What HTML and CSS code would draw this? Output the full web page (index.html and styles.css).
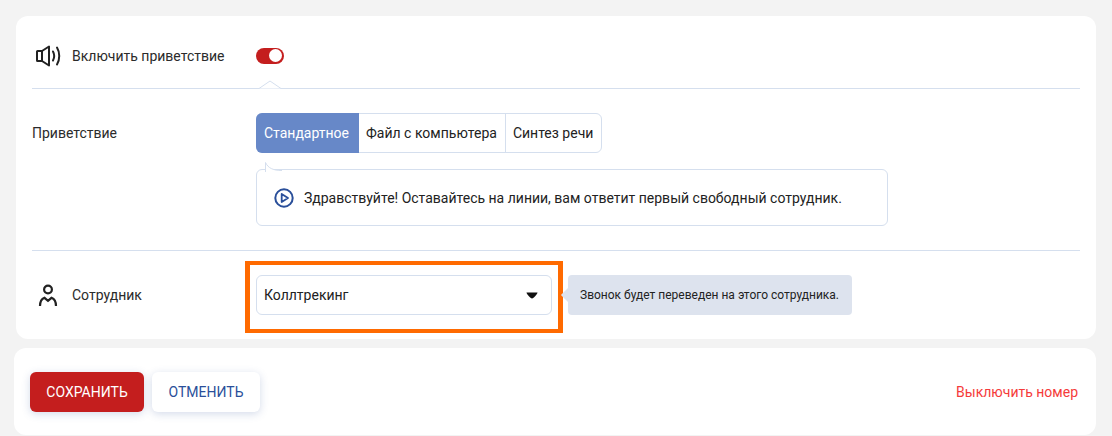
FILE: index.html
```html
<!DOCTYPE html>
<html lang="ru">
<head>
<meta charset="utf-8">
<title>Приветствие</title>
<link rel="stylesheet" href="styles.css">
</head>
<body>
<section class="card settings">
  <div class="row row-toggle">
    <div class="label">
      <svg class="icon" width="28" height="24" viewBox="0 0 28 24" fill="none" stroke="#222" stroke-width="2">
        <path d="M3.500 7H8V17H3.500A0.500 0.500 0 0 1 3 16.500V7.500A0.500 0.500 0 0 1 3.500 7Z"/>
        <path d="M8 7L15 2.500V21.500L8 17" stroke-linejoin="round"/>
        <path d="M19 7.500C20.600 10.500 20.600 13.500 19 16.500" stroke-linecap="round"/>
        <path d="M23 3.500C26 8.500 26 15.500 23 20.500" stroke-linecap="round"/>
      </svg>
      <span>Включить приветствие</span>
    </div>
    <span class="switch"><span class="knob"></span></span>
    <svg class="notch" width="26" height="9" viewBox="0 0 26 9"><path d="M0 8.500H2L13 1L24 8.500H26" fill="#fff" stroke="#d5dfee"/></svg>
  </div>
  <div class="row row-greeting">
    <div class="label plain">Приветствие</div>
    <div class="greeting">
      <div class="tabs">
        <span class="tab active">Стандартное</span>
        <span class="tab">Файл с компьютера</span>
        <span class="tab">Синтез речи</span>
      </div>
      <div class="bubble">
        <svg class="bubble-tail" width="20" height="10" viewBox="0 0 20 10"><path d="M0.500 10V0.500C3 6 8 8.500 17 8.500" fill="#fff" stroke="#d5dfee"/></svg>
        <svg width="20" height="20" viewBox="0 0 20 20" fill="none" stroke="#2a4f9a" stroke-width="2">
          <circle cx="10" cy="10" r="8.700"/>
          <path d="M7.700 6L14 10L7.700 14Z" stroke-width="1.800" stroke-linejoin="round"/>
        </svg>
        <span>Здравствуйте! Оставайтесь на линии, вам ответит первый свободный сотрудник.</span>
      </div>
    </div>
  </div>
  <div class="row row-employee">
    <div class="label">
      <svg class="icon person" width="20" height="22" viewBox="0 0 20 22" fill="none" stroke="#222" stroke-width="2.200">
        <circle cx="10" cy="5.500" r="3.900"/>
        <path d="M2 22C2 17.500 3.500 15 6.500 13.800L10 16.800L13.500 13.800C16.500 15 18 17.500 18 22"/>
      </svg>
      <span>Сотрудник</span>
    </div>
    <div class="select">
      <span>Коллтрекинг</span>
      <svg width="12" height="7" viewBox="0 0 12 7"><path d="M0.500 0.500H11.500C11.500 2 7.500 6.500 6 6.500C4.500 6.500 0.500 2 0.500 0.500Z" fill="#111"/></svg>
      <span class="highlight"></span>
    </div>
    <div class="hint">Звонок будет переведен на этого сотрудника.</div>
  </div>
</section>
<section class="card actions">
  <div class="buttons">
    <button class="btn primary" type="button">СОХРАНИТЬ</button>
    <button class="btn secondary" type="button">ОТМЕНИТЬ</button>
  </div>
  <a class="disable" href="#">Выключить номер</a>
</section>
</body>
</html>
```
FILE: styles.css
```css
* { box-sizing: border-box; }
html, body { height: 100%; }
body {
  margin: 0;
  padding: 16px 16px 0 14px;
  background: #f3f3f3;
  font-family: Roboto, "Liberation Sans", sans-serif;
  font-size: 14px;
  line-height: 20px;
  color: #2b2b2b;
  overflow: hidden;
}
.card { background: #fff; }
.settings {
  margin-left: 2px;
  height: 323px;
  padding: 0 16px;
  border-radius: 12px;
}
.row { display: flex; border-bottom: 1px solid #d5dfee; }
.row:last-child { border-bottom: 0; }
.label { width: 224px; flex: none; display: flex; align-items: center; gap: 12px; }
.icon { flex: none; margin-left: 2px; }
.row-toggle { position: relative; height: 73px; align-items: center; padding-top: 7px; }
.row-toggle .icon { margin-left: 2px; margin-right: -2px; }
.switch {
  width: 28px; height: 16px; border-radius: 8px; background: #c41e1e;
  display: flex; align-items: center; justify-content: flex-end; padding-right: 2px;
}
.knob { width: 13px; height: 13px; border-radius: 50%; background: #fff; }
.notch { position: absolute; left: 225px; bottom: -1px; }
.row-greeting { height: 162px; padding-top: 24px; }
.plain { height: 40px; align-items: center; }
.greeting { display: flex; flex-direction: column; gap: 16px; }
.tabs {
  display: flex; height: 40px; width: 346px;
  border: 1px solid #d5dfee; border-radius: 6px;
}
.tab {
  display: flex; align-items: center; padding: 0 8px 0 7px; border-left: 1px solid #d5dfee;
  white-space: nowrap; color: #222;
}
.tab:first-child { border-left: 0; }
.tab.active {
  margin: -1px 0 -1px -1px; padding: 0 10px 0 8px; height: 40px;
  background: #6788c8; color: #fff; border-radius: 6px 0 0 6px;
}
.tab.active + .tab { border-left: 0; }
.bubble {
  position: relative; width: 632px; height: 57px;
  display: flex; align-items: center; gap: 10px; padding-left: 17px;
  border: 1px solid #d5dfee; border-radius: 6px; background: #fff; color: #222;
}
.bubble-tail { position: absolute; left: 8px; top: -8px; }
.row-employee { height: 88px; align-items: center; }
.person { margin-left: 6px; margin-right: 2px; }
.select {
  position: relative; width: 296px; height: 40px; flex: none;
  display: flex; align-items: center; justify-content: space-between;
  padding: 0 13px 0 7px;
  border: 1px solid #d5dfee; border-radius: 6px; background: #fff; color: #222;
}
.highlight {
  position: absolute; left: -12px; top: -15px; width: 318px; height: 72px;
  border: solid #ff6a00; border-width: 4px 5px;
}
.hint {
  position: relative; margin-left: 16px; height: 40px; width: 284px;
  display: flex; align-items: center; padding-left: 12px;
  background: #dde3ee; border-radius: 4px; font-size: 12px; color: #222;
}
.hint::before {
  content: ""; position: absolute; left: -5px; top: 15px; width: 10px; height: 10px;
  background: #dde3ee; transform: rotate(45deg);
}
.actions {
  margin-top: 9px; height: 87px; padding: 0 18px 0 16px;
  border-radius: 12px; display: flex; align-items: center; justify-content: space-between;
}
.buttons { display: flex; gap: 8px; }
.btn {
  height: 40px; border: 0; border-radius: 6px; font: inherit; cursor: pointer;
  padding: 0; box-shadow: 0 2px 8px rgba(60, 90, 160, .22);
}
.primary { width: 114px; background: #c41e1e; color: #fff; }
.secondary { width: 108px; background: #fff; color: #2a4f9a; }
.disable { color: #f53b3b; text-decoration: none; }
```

________________

Exercise requirements: Where does the word "styles" appear in the listing? List each line that holds it.

Result:
What HTML and CSS code would draw this? Output the full web page (index.html and styles.css).
<link rel="stylesheet" href="styles.css">
FILE: styles.css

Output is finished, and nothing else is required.